Now, 20 years or so later, I find myself driving up in my own sensible car, heading for a Michelin star restaurant in Nottingham (how times have changed) Sat Bains is the only Michelin star restaurant in Nottingham I am aware of. It lies in the most unlikely place you can imagine; Just off a main road, under some power cables, it is impossible to join the network of cars again after a meal due to blind corners with fast cars wizzing by, next to a tobacco factory that used to smell of apple pies (if you take my assistant Pat’s word for it - also an ex-Nottingham student).

The restaurant itself is a real gem. With its own vegetable garden and chefs opening oysters under the blue skies, it also has a resident rabbit. The idea behind this shoot was not only to photograph Sat Bains in action, his big presence working with his chefs in the kitchen, but we also wanted to show the softer side of Sat. The hard side was the man who goes to the gym every day, goes hunting and looks and acts very much like the alpha male. The softer Sat was the man who loves his soft, fluffy bunny, Junior. (In fact, the only thing you are not allowed to joke about is the bunny, and what it would taste like on a silver platter.)

The telephone conversations prior to the shoot were something to be transcribed in itself. The picture editor from OFM and I discussed how we could photograph Sat with the bunny, with a nod to the kitchen and food, without it looking like Sat was about to cook it.

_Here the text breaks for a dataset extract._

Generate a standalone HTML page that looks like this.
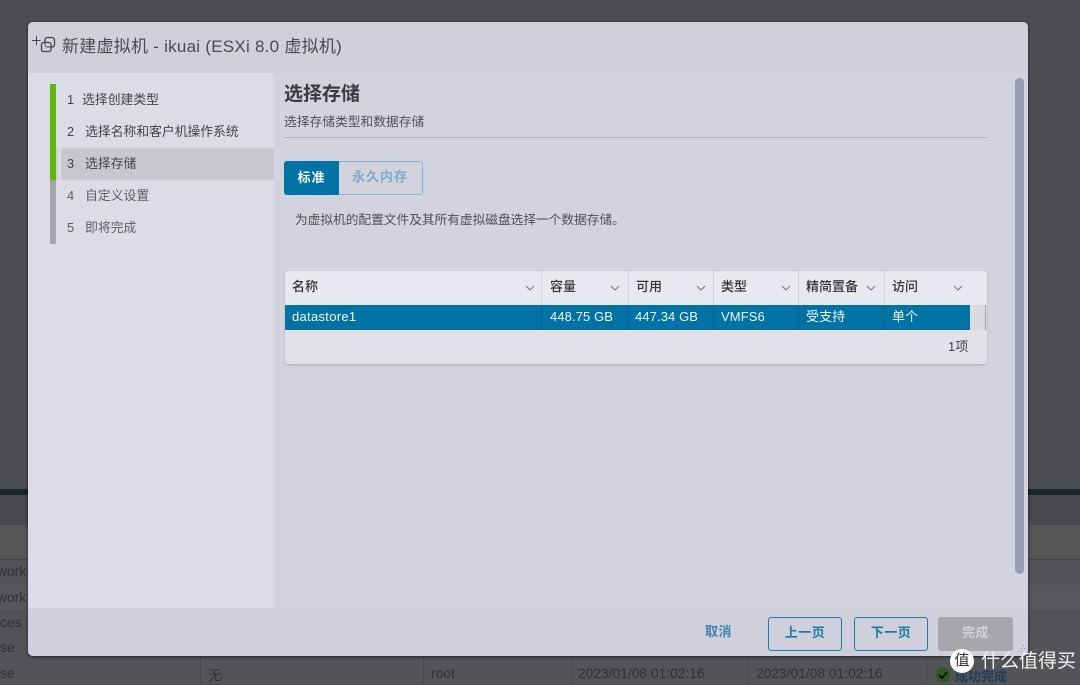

Sat looking like a bigger, stronger, sleeker version of Jason Statham made it hard to think of a solution to this problem. If he wore chef’s whites then there would be an instant indication to him eating the bunny. Without a chefs jacket we had nothing that said food, and it may as well have been a cover for Pets Are Us. As sometimes happens with these ideas being bounced back and forth is that an idea appears out of the blue. Sometimes it seems like a throw away idea, as it is something you could imagine in a cartoon, but in real life it would be impossible. I mentioned to Michael that if the bunny could wear a chefs outfit too, then it would look like they worked together. (Last time I checked, the chefs outfits for bunnies were all sold out due to high demand from Buggs Bunny’s kitchen), so Michael continued the joke with suggesting ‘chefs hat with ear holes’. ‘Chefs Hat’ - I thought…. It stuck to my brain like a throw away plaster in the swimming hall changing room sticks to your feet.

That evening, just before going to bed, I asked my wife as a joke, (but also as I knew that if it could be made, she could do it); ‘Can you make a chefs hat for a rabbit?’ Without hesitation she asked me to pass her paper, staples and tape. 5 minutes later, there it was. My eyes light up and I knew the shoot was saved.

The rest of the shoot was to show Sat as the hunter, the sportsman, the iron fisted head chef, the alpha male. Well, that was easy. A tractor wheel, shotgun and a kitchen filled with liquid ice smoke should cover that feel.…

Massimo Bottura

There is nothing more inspiring than an enthusiastic Italian. It’s been proved to me time and time again. A true enthusiastic Italian has the ability to project his/her excitement, to involve you, and in the end you will feel as passionate about the subject as they do. Furthermore they have the ability to seem genuinely interested in you and your wellbeing, you walk away feeling that you have made a new true friend.  This is very much the case with Massimo Bottura. A warm and welcoming man with an enormous passion for food, art and life. The passion was reflected in a kind of boisterous behaviour, the kind of behaviour that us in Northern Europe have learned to control as it is of course not cool to show too much emotion and enthusiasm. 

I had the pleasure of spending 3 days around the Modena area with Massimo and the editor of OFM, Allan Jenkins. A little road trip to soak up where his inspirations come from and to get a feel of his childhood district.  

The greatest experience was of course to be able to dine at Massimo’s 3 star Micheline restaurant Osteria Francescana. His legendary dishes ‘5 ages of Parmesan’ and of course the world’s best Tortellini (undisputed) were like having ballerinas dancing on my tongue. But second to that experience was meeting a lady who has been working closely with Massimo since the beginning. An old lady who taught Massimo everything there is to know about traditional Italian cooking and helped keep him on the straight and narrow in those early days.  We had listened to Massimo tell us of her importance in his life for hours before we were eventually brought to her house, a stones throw away from Massimo’s first restaurant. To witness the closeness, playfulness and the warmth between them was enough to give all of us goosebumps, and dare I say a tear in our eyes. A feeling of envy for the Mediterranean way of being where emotions are being worn on the sleeves and a warm hearted tickle is a friendly gesture that’s made between people of any age as a gesture of affection, on display for everyone to see.

The Seven Ages of a Chef

I love it when I get a commission to shoot a set of images that have a specific feel, a portfolio of portraits. So when Kit from the Observer called me about this specific story, to photograph a chef from each decade in the style of the Dutch Masters, then I jumped at the idea. We had it all nailed down, a date and time for each of the 7 chefs, Georgina in her 20’s, James in his 30’s, Anna 40’s, Giorgio 50’sRick 60’s, Albert 70’s and Joyce 80’s. Location houses, props and backdrops all sourced. Some images directly inspired by specific paintings and others more loosely inspired and influenced by the work of the masters. So it was unfortunate that on the day of the shoot with Mr Albert Roux had to call in sick. Never the less, the set of images that I was able to do felt complete and I was happy with the portfolio.

The chefs who did take part are all extremely dedicated to the art of cooking and their presence did make this set of images what they are. Everyone from the young and eager Georgina to the older, experienced and relaxed Joyce were all a true pleasure to work with.